» **PROBLEM**
Restate each line of the listing exactly, without carrying over any pictures.

» **STORED DATA**
********************

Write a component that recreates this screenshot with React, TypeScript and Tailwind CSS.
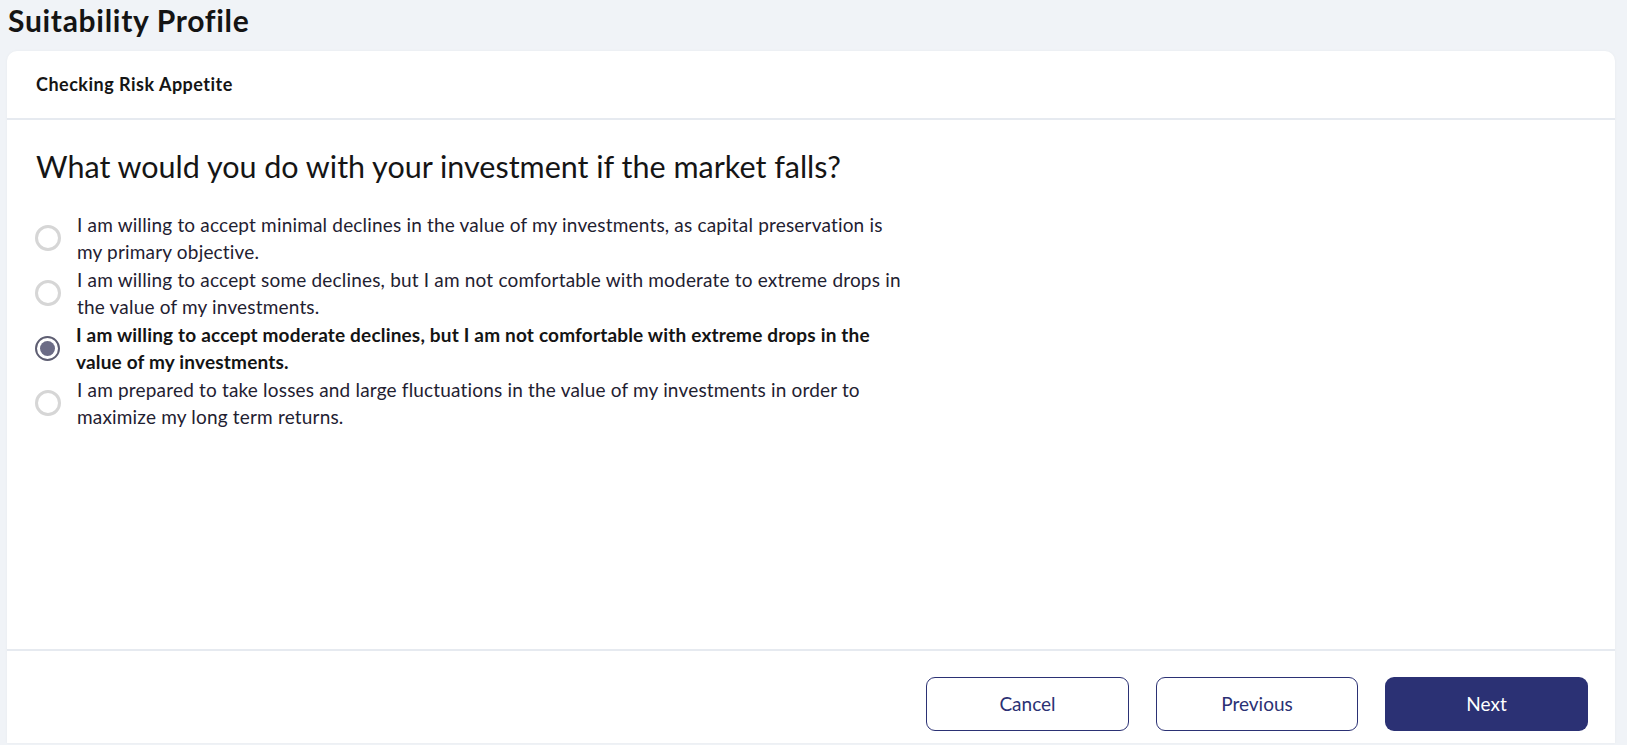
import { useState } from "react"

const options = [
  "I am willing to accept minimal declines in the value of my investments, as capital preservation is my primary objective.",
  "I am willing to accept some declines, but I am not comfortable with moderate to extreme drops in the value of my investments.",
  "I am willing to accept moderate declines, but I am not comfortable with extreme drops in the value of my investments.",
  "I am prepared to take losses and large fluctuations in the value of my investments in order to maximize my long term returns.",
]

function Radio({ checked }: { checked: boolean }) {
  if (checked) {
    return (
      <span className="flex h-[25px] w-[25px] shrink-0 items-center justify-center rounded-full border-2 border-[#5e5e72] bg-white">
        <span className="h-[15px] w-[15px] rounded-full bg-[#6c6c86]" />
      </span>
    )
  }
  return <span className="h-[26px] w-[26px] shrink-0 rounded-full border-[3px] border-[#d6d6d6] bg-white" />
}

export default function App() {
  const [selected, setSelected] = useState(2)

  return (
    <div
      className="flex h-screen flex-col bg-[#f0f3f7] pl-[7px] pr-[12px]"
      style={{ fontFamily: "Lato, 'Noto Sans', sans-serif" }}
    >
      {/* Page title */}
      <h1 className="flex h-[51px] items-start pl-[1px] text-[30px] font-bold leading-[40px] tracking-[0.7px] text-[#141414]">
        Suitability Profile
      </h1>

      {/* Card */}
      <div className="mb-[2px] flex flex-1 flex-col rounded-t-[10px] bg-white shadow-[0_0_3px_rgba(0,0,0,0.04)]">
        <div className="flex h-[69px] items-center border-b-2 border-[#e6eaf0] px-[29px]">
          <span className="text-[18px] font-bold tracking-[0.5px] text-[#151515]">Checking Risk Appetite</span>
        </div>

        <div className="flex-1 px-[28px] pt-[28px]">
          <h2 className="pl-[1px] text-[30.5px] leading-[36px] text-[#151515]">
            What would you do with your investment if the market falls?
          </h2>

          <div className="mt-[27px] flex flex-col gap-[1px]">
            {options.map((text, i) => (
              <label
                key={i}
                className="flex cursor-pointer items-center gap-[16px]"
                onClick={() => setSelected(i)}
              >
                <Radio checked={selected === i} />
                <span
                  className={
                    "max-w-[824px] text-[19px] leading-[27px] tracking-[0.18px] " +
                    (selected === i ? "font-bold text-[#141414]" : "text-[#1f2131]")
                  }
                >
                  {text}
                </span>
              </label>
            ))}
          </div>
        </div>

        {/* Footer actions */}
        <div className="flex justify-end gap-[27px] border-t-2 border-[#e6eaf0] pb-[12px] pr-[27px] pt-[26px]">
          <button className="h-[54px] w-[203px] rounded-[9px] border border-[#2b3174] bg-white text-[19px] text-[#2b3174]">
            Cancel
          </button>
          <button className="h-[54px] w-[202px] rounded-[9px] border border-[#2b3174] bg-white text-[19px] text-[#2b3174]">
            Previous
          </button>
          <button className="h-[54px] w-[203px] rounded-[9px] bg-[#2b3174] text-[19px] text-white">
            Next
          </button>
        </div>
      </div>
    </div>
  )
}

********************

» **OUTPUT BELOW**
Write a component that recreates this screenshot with React, TypeScript and Tailwind CSS.
import { useState } from "react"

const options = [
  "I am willing to accept minimal declines in the value of my investments, as capital preservation is my primary objective.",
  "I am willing to accept some declines, but I am not comfortable with moderate to extreme drops in the value of my investments.",
  "I am willing to accept moderate declines, but I am not comfortable with extreme drops in the value of my investments.",
  "I am prepared to take losses and large fluctuations in the value of my investments in order to maximize my long term returns.",
]

function Radio({ checked }: { checked: boolean }) {
  if (checked) {
    return (
      <span className="flex h-[25px] w-[25px] shrink-0 items-center justify-center rounded-full border-2 border-[#5e5e72] bg-white">
        <span className="h-[15px] w-[15px] rounded-full bg-[#6c6c86]" />
      </span>
    )
  }
  return <span className="h-[26px] w-[26px] shrink-0 rounded-full border-[3px] border-[#d6d6d6] bg-white" />
}

export default function App() {
  const [selected, setSelected] = useState(2)

  return (
    <div
      className="flex h-screen flex-col bg-[#f0f3f7] pl-[7px] pr-[12px]"
      style={{ fontFamily: "Lato, 'Noto Sans', sans-serif" }}
    >
      {/* Page title */}
      <h1 className="flex h-[51px] items-start pl-[1px] text-[30px] font-bold leading-[40px] tracking-[0.7px] text-[#141414]">
        Suitability Profile
      </h1>

      {/* Card */}
      <div className="mb-[2px] flex flex-1 flex-col rounded-t-[10px] bg-white shadow-[0_0_3px_rgba(0,0,0,0.04)]">
        <div className="flex h-[69px] items-center border-b-2 border-[#e6eaf0] px-[29px]">
          <span className="text-[18px] font-bold tracking-[0.5px] text-[#151515]">Checking Risk Appetite</span>
        </div>

        <div className="flex-1 px-[28px] pt-[28px]">
          <h2 className="pl-[1px] text-[30.5px] leading-[36px] text-[#151515]">
            What would you do with your investment if the market falls?
          </h2>

          <div className="mt-[27px] flex flex-col gap-[1px]">
            {options.map((text, i) => (
              <label
                key={i}
                className="flex cursor-pointer items-center gap-[16px]"
                onClick={() => setSelected(i)}
              >
                <Radio checked={selected === i} />
                <span
                  className={
                    "max-w-[824px] text-[19px] leading-[27px] tracking-[0.18px] " +
                    (selected === i ? "font-bold text-[#141414]" : "text-[#1f2131]")
                  }
                >
                  {text}
                </span>
              </label>
            ))}
          </div>
        </div>

        {/* Footer actions */}
        <div className="flex justify-end gap-[27px] border-t-2 border-[#e6eaf0] pb-[12px] pr-[27px] pt-[26px]">
          <button className="h-[54px] w-[203px] rounded-[9px] border border-[#2b3174] bg-white text-[19px] text-[#2b3174]">
            Cancel
          </button>
          <button className="h-[54px] w-[202px] rounded-[9px] border border-[#2b3174] bg-white text-[19px] text-[#2b3174]">
            Previous
          </button>
          <button className="h-[54px] w-[203px] rounded-[9px] bg-[#2b3174] text-[19px] text-white">
            Next
          </button>
        </div>
      </div>
    </div>
  )
}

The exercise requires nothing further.